第25話まことの妊娠 一
約二週間後、あの女は重度の患者を受け入れる介護施設に入居した。
そこは私の職場ではなく、系列経営の別の施設だ。
女性が多い職場で、姓の違う母について根掘り葉掘り聞かれるのは、私の仕事に精神的な支障が生じるだろうという、経営者でもある医師の判断だ。
また、私も望んでいたことだった。
私が勤める介護施設に入居する人は多くが六十代で、まれに七十代の人がやって来る。
一方、あの女が入居した施設では、入居者は若くて七十代で、八十代の人が半分以上いる。
さらに痴呆症の人が多く、過去の価値観が強い人たちに囲まれた環境の中で、あの女が受ける影響を想像できる。そのために、休日は私が自宅であの女が世話をすると、経営者に名乗り出た。
「あんた、デートする相手もいないの? 一生、独り身でいるつもり?」
女が呆れたようにため息をつく。
けれど「お前もだろ」とは答えない。ただ献身的に思わせるよう、女の身の回りの世話をする。
両腕のない人に関しては、幼いころの経験が活かされている。そのため、女の心を操るのは造作もないことだ。
「いないよ。それより放っておけないじゃない。昔からの美人が、そんな風に辛そうにしていたら」
図星を指されたと、女は自分の眉間に皺を寄せていた。かつての夫のように、両腕のない不自由さに、もがいているのだ。

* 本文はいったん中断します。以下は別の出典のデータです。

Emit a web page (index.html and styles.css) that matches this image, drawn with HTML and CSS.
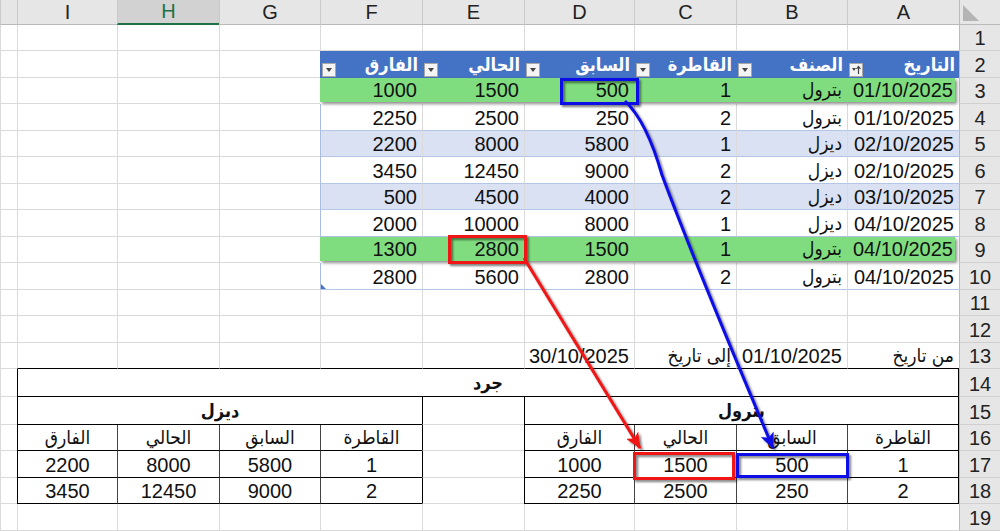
FILE: index.html
```html
<!DOCTYPE html>
<html lang="ar" dir="rtl">
<head>
    <meta charset="UTF-8">
    <title>جرد</title>
    <link rel="stylesheet" href="styles.css">
</head>
<body>
    <div class="sheet">
        <div class="row hdr">
            <div class="corner"><svg width="16" height="16" viewBox="0 0 16 16"><path d="M0 0V16H16Z" fill="#b4b4b4"/></svg></div>
            <div class="ch">A</div><div class="ch">B</div><div class="ch">C</div><div class="ch">D</div><div class="ch">E</div>
            <div class="ch">F</div><div class="ch">G</div><div class="ch sel">H</div><div class="ch">I</div><div class="ch"></div>
        </div>

        <div class="row r1">
            <div class="rh">1</div>
            <div class="c"></div><div class="c"></div><div class="c"></div><div class="c"></div><div class="c"></div>
            <div class="c"></div><div class="c"></div><div class="c"></div><div class="c"></div><div class="c"></div>
        </div>

        <div class="row">
            <div class="rh">2</div>
            <div class="th"><span class="ar">التاريخ</span><span class="fb sort"><svg width="10" height="10" viewBox="0 0 10 10"><path d="M1 3h4L3 6z" fill="#444"/><path d="M7.5 9V2M5.5 4l2-2.5 2 2.5" stroke="#444" stroke-width="1.2" fill="none"/></svg></span></div>
            <div class="th"><span class="ar">الصنف</span><span class="fb"></span></div>
            <div class="th"><span class="ar">القاطرة</span><span class="fb"></span></div>
            <div class="th"><span class="ar">السابق</span><span class="fb"></span></div>
            <div class="th"><span class="ar">الحالي</span><span class="fb"></span></div>
            <div class="th"><span class="ar">الفارق</span><span class="fb"></span></div>
            <div class="c"></div><div class="c"></div><div class="c"></div><div class="c"></div>
        </div>

        <div class="row hl">
            <div class="rh">3</div>
            <div class="band">
                <div class="bc">01/10/2025</div><div class="bc ar">بترول</div><div class="bc">1</div>
                <div class="bc">500</div><div class="bc">1500</div><div class="bc">1000</div>
            </div>
            <div class="c"></div><div class="c"></div><div class="c"></div><div class="c"></div>
        </div>

        <div class="row">
            <div class="rh">4</div>
            <div class="tc">01/10/2025</div><div class="tc ar">بترول</div><div class="tc">2</div>
            <div class="tc">250</div><div class="tc">2500</div><div class="tc edge">2250</div>
            <div class="c"></div><div class="c"></div><div class="c"></div><div class="c"></div>
        </div>

        <div class="row">
            <div class="rh">5</div>
            <div class="tc bd">02/10/2025</div><div class="tc bd ar">ديزل</div><div class="tc bd">1</div>
            <div class="tc bd">5800</div><div class="tc bd">8000</div><div class="tc bd edge">2200</div>
            <div class="c"></div><div class="c"></div><div class="c"></div><div class="c"></div>
        </div>

        <div class="row">
            <div class="rh">6</div>
            <div class="tc">02/10/2025</div><div class="tc ar">ديزل</div><div class="tc">2</div>
            <div class="tc">9000</div><div class="tc">12450</div><div class="tc edge">3450</div>
            <div class="c"></div><div class="c"></div><div class="c"></div><div class="c"></div>
        </div>

        <div class="row">
            <div class="rh">7</div>
            <div class="tc bd">03/10/2025</div><div class="tc bd ar">ديزل</div><div class="tc bd">2</div>
            <div class="tc bd">4000</div><div class="tc bd">4500</div><div class="tc bd edge">500</div>
            <div class="c"></div><div class="c"></div><div class="c"></div><div class="c"></div>
        </div>

        <div class="row">
            <div class="rh">8</div>
            <div class="tc">04/10/2025</div><div class="tc ar">ديزل</div><div class="tc">1</div>
            <div class="tc">8000</div><div class="tc">10000</div><div class="tc edge">2000</div>
            <div class="c"></div><div class="c"></div><div class="c"></div><div class="c"></div>
        </div>

        <div class="row hl">
            <div class="rh">9</div>
            <div class="band">
                <div class="bc">04/10/2025</div><div class="bc ar">بترول</div><div class="bc">1</div>
                <div class="bc">1500</div><div class="bc">2800</div><div class="bc">1300</div>
            </div>
            <div class="c"></div><div class="c"></div><div class="c"></div><div class="c"></div>
        </div>

        <div class="row">
            <div class="rh">10</div>
            <div class="tc">04/10/2025</div><div class="tc ar">بترول</div><div class="tc">2</div>
            <div class="tc">2800</div><div class="tc">5600</div><div class="tc edge">2800</div>
            <div class="c"></div><div class="c"></div><div class="c"></div><div class="c"></div>
        </div>

        <div class="row">
            <div class="rh">11</div>
            <div class="c"></div><div class="c"></div><div class="c"></div><div class="c"></div><div class="c"></div>
            <div class="c"></div><div class="c"></div><div class="c"></div><div class="c"></div><div class="c"></div>
        </div>

        <div class="row">
            <div class="rh">12</div>
            <div class="c"></div><div class="c"></div><div class="c"></div><div class="c"></div><div class="c"></div>
            <div class="c"></div><div class="c"></div><div class="c"></div><div class="c"></div><div class="c"></div>
        </div>

        <div class="row">
            <div class="rh">13</div>
            <div class="c bb ar">من تاريخ</div><div class="c bb">01/10/2025</div><div class="c bb ar">إلى تاريخ</div>
            <div class="c bb">30/10/2025</div><div class="c bb"></div><div class="c bb"></div>
            <div class="c bb"></div><div class="c bb"></div><div class="c bb"></div><div class="c"></div>
        </div>

        <div class="row r14">
            <div class="rh">14</div>
            <div class="box ar">جرد</div>
            <div class="c"></div>
        </div>

        <div class="row r15">
            <div class="rh">15</div>
            <div class="blk r ar">بترول</div>
            <div class="c eb"></div>
            <div class="blk ar">ديزل</div>
            <div class="c"></div>
        </div>

        <div class="row">
            <div class="rh">16</div>
            <div class="t ar right">القاطرة</div><div class="t ar">السابق</div><div class="t ar">الحالي</div><div class="t ar ol">الفارق</div>
            <div class="c eb"></div>
            <div class="t ar">القاطرة</div><div class="t ar">السابق</div><div class="t ar">الحالي</div><div class="t ar ol">الفارق</div>
            <div class="c"></div>
        </div>

        <div class="row">
            <div class="rh">17</div>
            <div class="t right">1</div><div class="t">500</div><div class="t">1500</div><div class="t ol">1000</div>
            <div class="c eb"></div>
            <div class="t">1</div><div class="t">5800</div><div class="t">8000</div><div class="t ol">2200</div>
            <div class="c"></div>
        </div>

        <div class="row">
            <div class="rh">18</div>
            <div class="t right">2</div><div class="t">250</div><div class="t">2500</div><div class="t ol">2250</div>
            <div class="c eb"></div>
            <div class="t">2</div><div class="t">9000</div><div class="t">12450</div><div class="t ol">3450</div>
            <div class="c"></div>
        </div>

        <div class="row">
            <div class="rh">19</div>
            <div class="c"></div><div class="c"></div><div class="c"></div><div class="c"></div><div class="c"></div>
            <div class="c"></div><div class="c"></div><div class="c"></div><div class="c"></div><div class="c"></div>
        </div>
    </div>

    <!-- drawing layer: boxes and arrows sitting over the cells -->
    <svg class="ink" width="1000" height="531" viewBox="0 0 1000 531">
        <defs>
            <filter id="sh" filterUnits="userSpaceOnUse" x="0" y="0" width="1000" height="531">
                <feDropShadow dx="2" dy="2" stdDeviation="1.3" flood-color="#000" flood-opacity="0.5"/>
            </filter>
            <marker id="ab" markerUnits="userSpaceOnUse" markerWidth="16" markerHeight="14" viewBox="0 0 16 14" refX="15" refY="7" orient="auto">
                <path d="M0 0L16 7L0 14L4 7Z" fill="#0b0be8"/>
            </marker>
            <marker id="ar" markerUnits="userSpaceOnUse" markerWidth="16" markerHeight="14" viewBox="0 0 16 14" refX="15" refY="7" orient="auto">
                <path d="M0 0L16 7L0 14L4 7Z" fill="#f01414"/>
            </marker>
        </defs>
        <path d="M321 284V289H326Z" fill="#4472c4"/>
        <g filter="url(#sh)" fill="none" stroke-width="3">
            <rect x="561.5" y="79.5" width="76" height="24" stroke="#0b0be8"/>
            <rect x="449.5" y="236.5" width="76" height="26" stroke="#f01414"/>
            <rect x="634.5" y="453.5" width="99" height="25" stroke="#f01414"/>
            <rect x="737.5" y="454.5" width="110" height="22" stroke="#0b0be8"/>
            <path d="M625 101C640 115 652 140 662 175C690 250 740 370 773 448" stroke="#0b0be8" marker-end="url(#ab)"/>
            <path d="M524 258L640 448" stroke="#f01414" marker-end="url(#ar)"/>
        </g>
    </svg>
</body>
</html>
```

FILE: styles.css
```css
body {
    margin: 0;
    width: 1000px;
    height: 531px;
    overflow: hidden;
    position: relative;
    background-color: #fff;
    font-family: "Liberation Sans", "DejaVu Sans Condensed", "DejaVu Sans", Arial, sans-serif;
    font-size: 20px;
    color: #111;
}

.sheet {
    direction: rtl;
}

.row {
    display: grid;
    grid-template-columns: 41px 112px 111px 102px 110px 102px 102px 101px 102px 100px 1fr;
    height: 26.5px;
}
.row.hdr { height: 25px; }
.row.r1 { height: 26px; }
.row.r14 { height: 27.7px; }
.row.r15 { height: 28.3px; }

.row.hl {
    position: relative;
    z-index: 1;
}

.c, .rh, .ch, .th, .tc, .bc, .t, .box, .blk, .corner {
    box-sizing: border-box;
    display: flex;
    align-items: flex-end;
    white-space: nowrap;
    min-width: 0;
}

/* arabic runs come from a wider fallback font, so set them a bit smaller */
.ar {
    font-size: 19px;
}
.th .ar, .box.ar, .blk.ar {
    font-size: 18px;
}

/* plain cells */
.c {
    padding: 0 5px;
    border-left: 1px solid #dadada;
    border-bottom: 1px solid #dadada;
}
.c.bb { border-bottom-color: #000; }
.c.eb { border-left-color: #000; }

/* headers */
.corner {
    justify-content: flex-end;
    padding: 0 0 3px 3px;
    background-color: #e6e6e6;
    border-left: 1px solid #bababa;
    border-bottom: 1px solid #bababa;
}
.ch {
    justify-content: center;
    background-color: #e6e6e6;
    border-left: 1px solid #cacaca;
    border-bottom: 1px solid #bababa;
    color: #222;
}
.ch.sel {
    background-color: #d2d2d2;
    color: #1e7145;
    border-bottom: 2px solid #1e7145;
}
.rh {
    justify-content: center;
    background-color: #e6e6e6;
    border-left: 1px solid #bababa;
    border-bottom: 1px solid #d0d0d0;
    color: #222;
}

/* excel table */
.th {
    justify-content: space-between;
    padding: 0 4px 1px 2px;
    background-color: #4472c4;
    color: #fff;
    font-weight: bold;
}
.th .ar {
    padding-bottom: 1px;
}
.fb {
    box-sizing: border-box;
    display: flex;
    align-items: center;
    justify-content: center;
    width: 14px;
    height: 14px;
    background-color: #f4f4f4;
    border: 1px solid #a8a8a8;
}
.fb::after {
    content: "";
    border-top: 4px solid #444;
    border-left: 3.5px solid transparent;
    border-right: 3.5px solid transparent;
}
.fb.sort::after { display: none; }

.tc {
    padding: 0 5px;
    border-left: 1px solid #dadada;
    border-bottom: 1px solid #b4c6e7;
}
.tc.bd { background-color: #d9e1f2; }
.tc.edge { border-left-color: #a9bde3; }

.band {
    grid-column: span 6;
    display: grid;
    grid-template-columns: 108px 111px 102px 110px 102px 102px;
    margin: 0 4px 2px 0;
    background-color: #80dd7f;
    box-shadow: 2px 2px 3px rgba(0, 0, 0, 0.45);
}
.bc { padding: 0 5px; }
.bc:first-child { padding-right: 2px; }

.ar.tc, .ar.bc, .ar.c {
    padding-bottom: 1px;
}

/* summary block */
.box {
    grid-column: span 9;
    justify-content: center;
    font-weight: bold;
    border: 1px solid #000;
    border-top: none;
    padding-bottom: 2px;
}
.blk {
    grid-column: span 4;
    justify-content: center;
    font-weight: bold;
    border-left: 1px solid #000;
    border-bottom: 1px solid #000;
    padding-bottom: 2px;
}
.blk.r { border-right: 1px solid #000; }

.t {
    justify-content: center;
    border-left: 1px solid #444;
    border-bottom: 1px solid #000;
}
.t.ar { padding-bottom: 1px; }
.t.ol { border-left-color: #000; }
.t.right { border-right: 1px solid #000; }

.ink {
    position: absolute;
    left: 0;
    top: 0;
    z-index: 2;
    pointer-events: none;
}
```
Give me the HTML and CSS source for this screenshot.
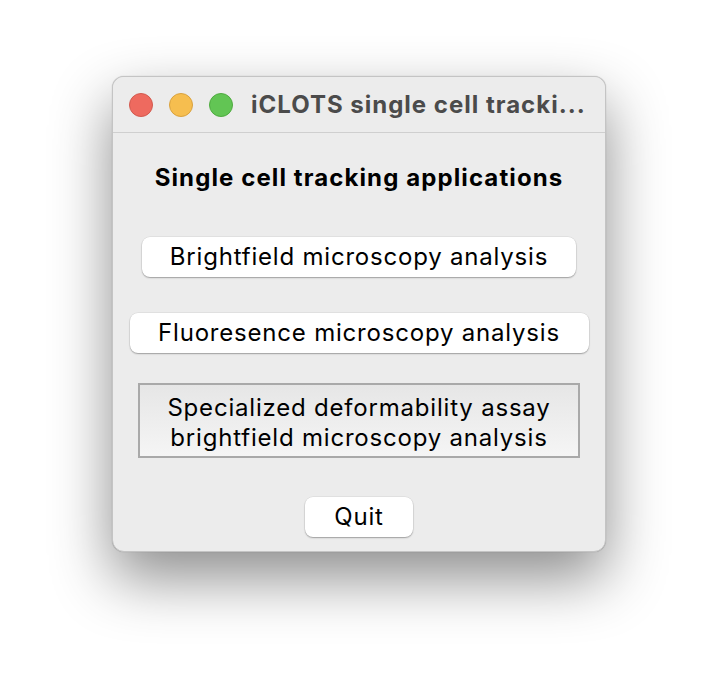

父もそうだった。私の涙を拭ってやれない、と。
けれど父とは明らかに違う。この女は、人を思いやるどころか、
どんなに介護をしても、この女を許すことはできない。むしろ、心の中で渦巻く憎しみに勢いがましている。
それでも私が平静を装っていられるのは、どんな患者に対してもベストを尽くす、という介護士としてのプライドがあるからだ。決して、うさぎの富美子のようにはなりたくない。
復讐を遂げるためにも必要なことだ。
私は休日の度、頻繁に口にするよう心がけている。
辛いね。苦しいね。寂しいよね。
少しずつ言葉を刷り込ませることで、女が入居している施設で受ける影響を待ち、間もなくそのときが来た。
「まこと、男としないのかい?」
「え、何を言っているの? 急に……」
あの女はセックスの話を切り出した。そして私はかぶりを振った。
「周りのばあさんたちがね、孫の話ばかりするんだよ。それも同じ内容を何回も。自分の子どものことなんか忘れてさ。だから、介護士のあんたも、職場で同じようなこと言われているんじゃないかって思ったんだ」
図星だった。私はこの女の身元引受人になった後も周囲から結婚の催促を受けている。
職場では女について公にしてはいないが、系列経営の施設同士、何かの弾みで情報が漏れたのだろう。結婚の催促に「ハハ」をも受け入れる包容力のある男性、という条件が加わっているのだ。
プライベートを荒らされ、本来ならば不快に思うところだが、私にとっては好都合だった。
要介護の他人を抱えてまで結婚をする物好きなどいるはずもない。私の結婚は現実化などあり得ない。また、私自身が望んでいない。
私にとって、男とはただの種ーー。
私は素性も知らない男に身を委ねた。